SOURCE EXCERPT:
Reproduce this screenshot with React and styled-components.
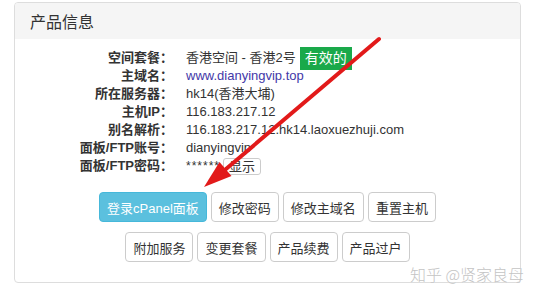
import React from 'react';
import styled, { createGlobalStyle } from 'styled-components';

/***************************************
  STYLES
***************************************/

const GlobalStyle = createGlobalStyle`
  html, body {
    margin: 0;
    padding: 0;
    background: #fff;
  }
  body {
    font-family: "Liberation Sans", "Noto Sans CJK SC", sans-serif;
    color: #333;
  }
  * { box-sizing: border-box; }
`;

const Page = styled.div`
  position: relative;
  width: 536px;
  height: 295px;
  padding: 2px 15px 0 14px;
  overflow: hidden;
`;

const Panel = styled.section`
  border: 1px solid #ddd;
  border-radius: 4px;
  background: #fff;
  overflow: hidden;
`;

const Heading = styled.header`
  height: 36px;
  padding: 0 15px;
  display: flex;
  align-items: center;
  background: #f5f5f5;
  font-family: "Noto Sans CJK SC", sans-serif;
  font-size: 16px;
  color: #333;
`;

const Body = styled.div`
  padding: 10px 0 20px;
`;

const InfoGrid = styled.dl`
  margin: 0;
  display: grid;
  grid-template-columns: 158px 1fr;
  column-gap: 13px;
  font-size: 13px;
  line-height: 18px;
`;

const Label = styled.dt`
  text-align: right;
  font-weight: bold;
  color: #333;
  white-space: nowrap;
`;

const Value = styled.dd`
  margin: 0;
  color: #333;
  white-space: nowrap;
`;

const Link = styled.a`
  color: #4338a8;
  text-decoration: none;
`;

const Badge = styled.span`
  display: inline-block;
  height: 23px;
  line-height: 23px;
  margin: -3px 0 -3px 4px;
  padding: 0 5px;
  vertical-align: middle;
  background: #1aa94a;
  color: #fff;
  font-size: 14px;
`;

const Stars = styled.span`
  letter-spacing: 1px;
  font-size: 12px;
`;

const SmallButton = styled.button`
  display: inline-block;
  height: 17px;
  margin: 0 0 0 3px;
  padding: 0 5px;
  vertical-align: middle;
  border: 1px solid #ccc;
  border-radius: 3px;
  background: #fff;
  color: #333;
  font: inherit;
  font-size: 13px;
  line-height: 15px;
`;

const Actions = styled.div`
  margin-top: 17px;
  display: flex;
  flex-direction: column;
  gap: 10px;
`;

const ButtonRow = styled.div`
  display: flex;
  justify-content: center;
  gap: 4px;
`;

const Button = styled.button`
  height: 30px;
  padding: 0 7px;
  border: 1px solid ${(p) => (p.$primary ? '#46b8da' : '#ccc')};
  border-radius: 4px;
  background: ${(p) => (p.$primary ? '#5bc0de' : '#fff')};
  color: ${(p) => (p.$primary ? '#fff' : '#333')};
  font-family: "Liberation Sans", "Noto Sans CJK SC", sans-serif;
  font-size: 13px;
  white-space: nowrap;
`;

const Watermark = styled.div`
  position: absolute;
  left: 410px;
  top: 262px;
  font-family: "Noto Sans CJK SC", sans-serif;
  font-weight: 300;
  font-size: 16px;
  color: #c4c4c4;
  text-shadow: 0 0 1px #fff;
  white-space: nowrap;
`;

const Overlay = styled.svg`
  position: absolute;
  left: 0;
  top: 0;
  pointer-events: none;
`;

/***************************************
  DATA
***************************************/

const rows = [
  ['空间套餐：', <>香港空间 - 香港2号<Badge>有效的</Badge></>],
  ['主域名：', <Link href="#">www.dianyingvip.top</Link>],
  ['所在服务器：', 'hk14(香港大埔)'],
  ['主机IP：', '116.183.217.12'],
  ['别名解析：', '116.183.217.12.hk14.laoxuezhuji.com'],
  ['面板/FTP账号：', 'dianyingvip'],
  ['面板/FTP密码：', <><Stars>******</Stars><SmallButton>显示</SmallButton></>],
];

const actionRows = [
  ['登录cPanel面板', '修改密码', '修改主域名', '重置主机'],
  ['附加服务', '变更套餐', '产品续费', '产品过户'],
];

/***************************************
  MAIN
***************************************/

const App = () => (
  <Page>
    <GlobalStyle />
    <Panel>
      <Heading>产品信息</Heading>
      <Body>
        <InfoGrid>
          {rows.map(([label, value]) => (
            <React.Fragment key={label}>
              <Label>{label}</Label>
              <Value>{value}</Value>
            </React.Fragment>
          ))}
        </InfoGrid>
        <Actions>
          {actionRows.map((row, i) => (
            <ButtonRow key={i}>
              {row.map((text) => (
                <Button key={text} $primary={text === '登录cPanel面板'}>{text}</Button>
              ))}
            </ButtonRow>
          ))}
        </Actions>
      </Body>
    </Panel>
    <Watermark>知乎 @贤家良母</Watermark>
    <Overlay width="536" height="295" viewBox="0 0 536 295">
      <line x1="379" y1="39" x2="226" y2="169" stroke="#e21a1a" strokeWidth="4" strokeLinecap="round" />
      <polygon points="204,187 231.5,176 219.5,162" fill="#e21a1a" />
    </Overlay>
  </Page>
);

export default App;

EXERCISE DIRECTIONS:
Return nothing except the number of lines that include the string "components".

COMPLETE ANSWER:
2